Insiders maintain that state BJP leaders were the targets of the RSS functionaries, who charged the former with neglecting the task of the party building and simply being concerned with their personal gains and benefits. The leaders of these frontal organisations sought to know from the BJP leaders what was their contribution in strengthening the party at the base level and what they have done to reach out to the poor Hindus and voters of the state.
They were also asked to clarify what they had done to win over the trust of the Bengali people, and whether they had made any inroads into the Bengali aristocrat section. This is the class which plays the crucial role in building positive political narrative and thus expand support base among all sections of Bengali society. It was pointed out that though this section was not happy with the functioning of Chief Minister Mamata Banerjee and her government, it has not yet distanced itself from her. While the Mamata government has not performed to the satisfaction of the common people, and especially to liking of the upper strata of the Bengali society, the BJP leadership had as yet failed to exploit the performance gap and win over the people.
Mamata Banerjee had virtually finished off the Congress in the state. Almost all the TMC cadres and leaders are old Congress workers. They were averse to the state Congress leaders joining hands with the CPI(M), which was why they had followed Mamata in her endeavour to float TMC. However, now in a changed situation, with Rahul Gandhi unwilling to go along with CPI(M), has been motivating some of these old workers to come back to Congress. It is worth mentioning that Congress won one Lok Sabha seat and got around 7 percent of the popular vote in Bengal. In 2021 assembly election, the Congress had secured only 2.38 per cent. The RSS leaders also pointed out that BJP has lost around 4 per cent of its vote in 2024, which it had got in 2019.
The RSS insiders maintain that dynamics of intense differences between the RSS and the BJP has forced the national leadership to intervene. Initially, the turncoats led by the leader of opposition in the assembly, Suvendu Adhikari, had fed the central leadership with the impression that everything was fine and they were in command of the situation. They had even assured them that the saffron ecosystem would succeed in defeating Mamata Banerjee’s TMC. But the 10-day visit of RSS chief Mohan Bhagwat had exposed them.
At his meeting with the RSS cadres of south and central Bengal, Bhagwat had come to comprehend from the briefings by the Sangh cadres, that BJP would not even be able to keep the seats it had won in2021 elections. This time its seats may even decline to 30 from the present 77. This scenario has been indeed a matter of serious concern for the RSS, more than the BJP. In the defeat of BJP, the RSS will lose its support base and that would also symbolise shifting of its cadres to the TMC.
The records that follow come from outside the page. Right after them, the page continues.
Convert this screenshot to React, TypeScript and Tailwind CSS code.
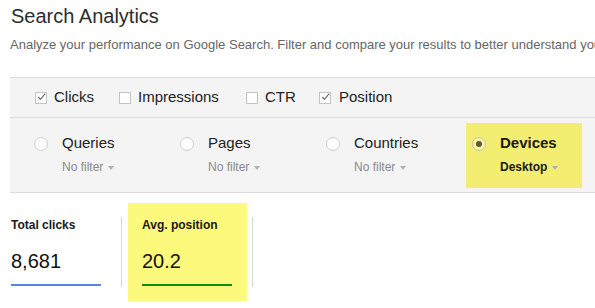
import React from "react";

function Check({ checked }: { checked: boolean }) {
  return (
    <span className="w-[12px] h-[12px] border border-[#c4c4c4] bg-white flex items-center justify-center shrink-0">
      {checked && (
        <svg width="11" height="10" viewBox="0 0 11 10" className="-mt-[1px] ml-[1px]">
          <polyline points="1.5,5 4.2,8 10,1" fill="none" stroke="#6a6a6a" strokeWidth="1.4" />
        </svg>
      )}
    </span>
  );
}

function Caret() {
  return <span className="ml-[5px] mt-[1px] w-0 h-0 border-l-[3.5px] border-r-[3.5px] border-t-[4px] border-l-transparent border-r-transparent border-t-[#b0b0b0]" />;
}

function Dimension({ label, filter, active }: { label: string; filter: string; active?: boolean }) {
  return (
    <div
      className={
        active
          ? "w-[116px] h-[65px] pl-[6px] pt-[11px] flex items-start bg-[#f3ed72]"
          : "w-[146px] h-[65px] pl-[6px] pt-[11px] flex items-start"
      }
    >
      <span
        className={
          active
            ? "mt-[3px] w-[14px] h-[14px] rounded-full border border-[#c9c48a] bg-[#f8f4b6] flex items-center justify-center shrink-0"
            : "mt-[3px] w-[14px] h-[14px] rounded-full border border-[#cfcfcf] bg-white shrink-0"
        }
      >
        {active && <span className="w-[6px] h-[6px] rounded-full bg-[#5e5b1c]" />}
      </span>
      <div className="ml-[14px]">
        <div className={active ? "text-[15px] leading-[18px] font-bold text-[#1a1a1a]" : "text-[15px] leading-[18px] text-[#222]"}>
          {label}
        </div>
        <div className="mt-[8px] flex items-center">
          <span className={active ? "text-[12px] leading-[14px] font-bold text-[#1a1a1a]" : "text-[12px] leading-[14px] text-[#8a8a8a]"}>
            {filter}
          </span>
          <Caret />
        </div>
      </div>
    </div>
  );
}

function Metric({ label, value, lineColor }: { label: string; value: string; lineColor: string }) {
  return (
    <div className="w-[90px] pt-[15px]">
      <div className="text-[12px] leading-[14px] font-bold text-[#1a1a1a] whitespace-nowrap">{label}</div>
      <div className="mt-[17px] text-[20px] leading-[24px] text-[#111]">{value}</div>
      <div className={`mt-[11px] h-[2px] ${lineColor}`} />
    </div>
  );
}

export default function App() {
  return (
    <div className="w-[595px] h-[308px] overflow-hidden bg-white font-['Liberation_Sans',Arial,sans-serif]">
      <div className="pl-[11px] pt-[4px] text-[20px] leading-[24px] text-[#2d2d2d]">Search Analytics</div>
      <div className="pl-[10px] mt-[9px] text-[13px] leading-[16px] text-[#666] whitespace-nowrap">
        Analyze your performance on Google Search. Filter and compare your results to better understand your search appearance.
      </div>

      <div className="ml-[10px] mt-[24px] bg-[#f4f4f4] border-t border-b border-[#dcdcdc]">
        <div className="h-[40px] border-b border-[#dcdcdc] pl-[25px] flex items-center text-[15px] text-[#222]">
          <div className="w-[84px] flex items-center gap-[7px]">
            <Check checked />
            <span>Clicks</span>
          </div>
          <div className="w-[127px] flex items-center gap-[7px]">
            <Check checked={false} />
            <span>Impressions</span>
          </div>
          <div className="w-[73px] flex items-center gap-[7px]">
            <Check checked={false} />
            <span>CTR</span>
          </div>
          <div className="flex items-center gap-[8px]">
            <Check checked />
            <span>Position</span>
          </div>
        </div>
        <div className="h-[74px] pt-[5px] pl-[18px] flex items-start">
          <Dimension label="Queries" filter="No filter" />
          <Dimension label="Pages" filter="No filter" />
          <Dimension label="Countries" filter="No filter" />
          <Dimension label="Devices" filter="Desktop" active />
        </div>
      </div>

      <div className="mt-[10px] pl-[11px] flex items-start">
        <Metric label="Total clicks" value="8,681" lineColor="bg-[#5189e0]" />
        <div className="ml-[20px] mt-[14px] w-px h-[70px] bg-[#d6d6d6]" />
        <div className="ml-[6px] w-[119px] h-[98px] pl-[14px] bg-[#fdf97c]">
          <Metric label="Avg. position" value="20.2" lineColor="bg-[#118c11]" />
        </div>
        <div className="ml-[5px] mt-[14px] w-px h-[70px] bg-[#d6d6d6]" />
      </div>
    </div>
  );
}
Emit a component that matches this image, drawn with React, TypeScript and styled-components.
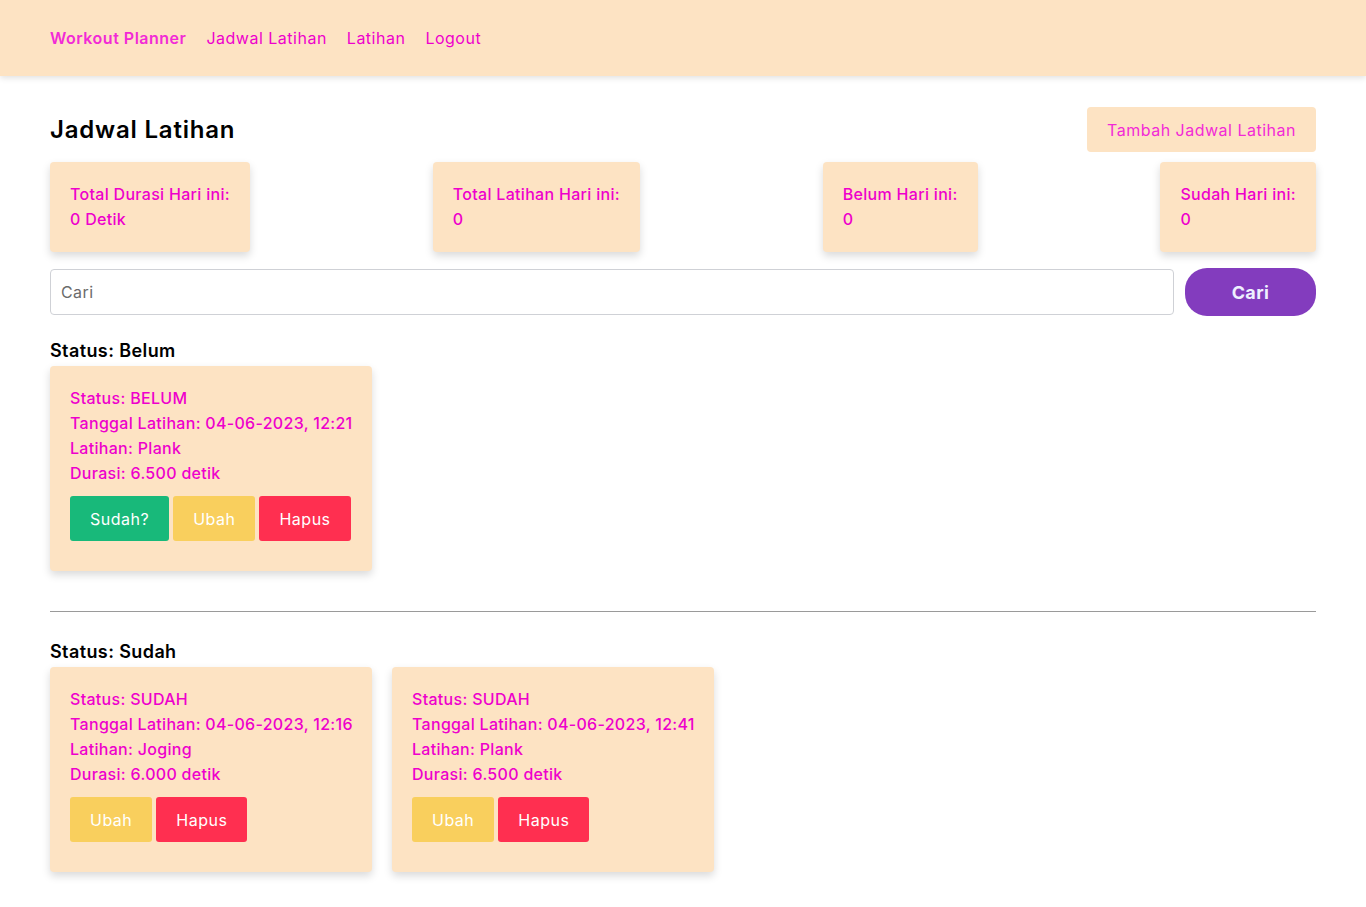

RSS is omnipresent. During the ten-year rule of the BJP government, it has penetrated deep in to the police, military, judiciary, bureaucracy and academic sectors of the country. All the frontal organisations have accomplishing their missions diligently. Though Modi has been harping on political slogan of Hindutva, the strategy of RSS to engage the people at psychological level has been most dangerous for the secular and democratic forces. The RSS has been achieving its mission through cinema and literature. This has aroused the communal passion amongst the Hindus to an unbelievable level.
RSS leaders want to capture power in Bengal as it enables the Sangh to bring Bengal’s culture and social tenets under its control and thus dictate its course. Bengali society is still relatively liberal and open. Unless it is regimented, the RSS cannot aspire to rule over the entire east as well as north India. To depend on the turncoats is its compulsion. RSS leadership has been actively interfering in the political activities and ensuring the victory of BJP in various elections at the national and state levels, even though the RSS continues to project itself purely as a cultural organization.
The painstaking initiative that RSS undertook during the Haryana, Maharashtra and Delhi elections has strengthened peoples’ perception of it being an active political tool. Nevertheless, RSS hangs on to the image of the Sangh being an ‘apolitical’ and ‘cultural’ organization, with nothing to do with the BJP’s election efforts or its decision-making process. Its participation in the electoral process would also be projected as a mechanism to protect and strengthen the cultural and social ethics of the Hindu society, than working to ensure the victory of BJP. It is this compulsion of winning the assembly elections of Bihar and Bengal that has forced the RSS to adopt a more obliging stance. (IPA Service)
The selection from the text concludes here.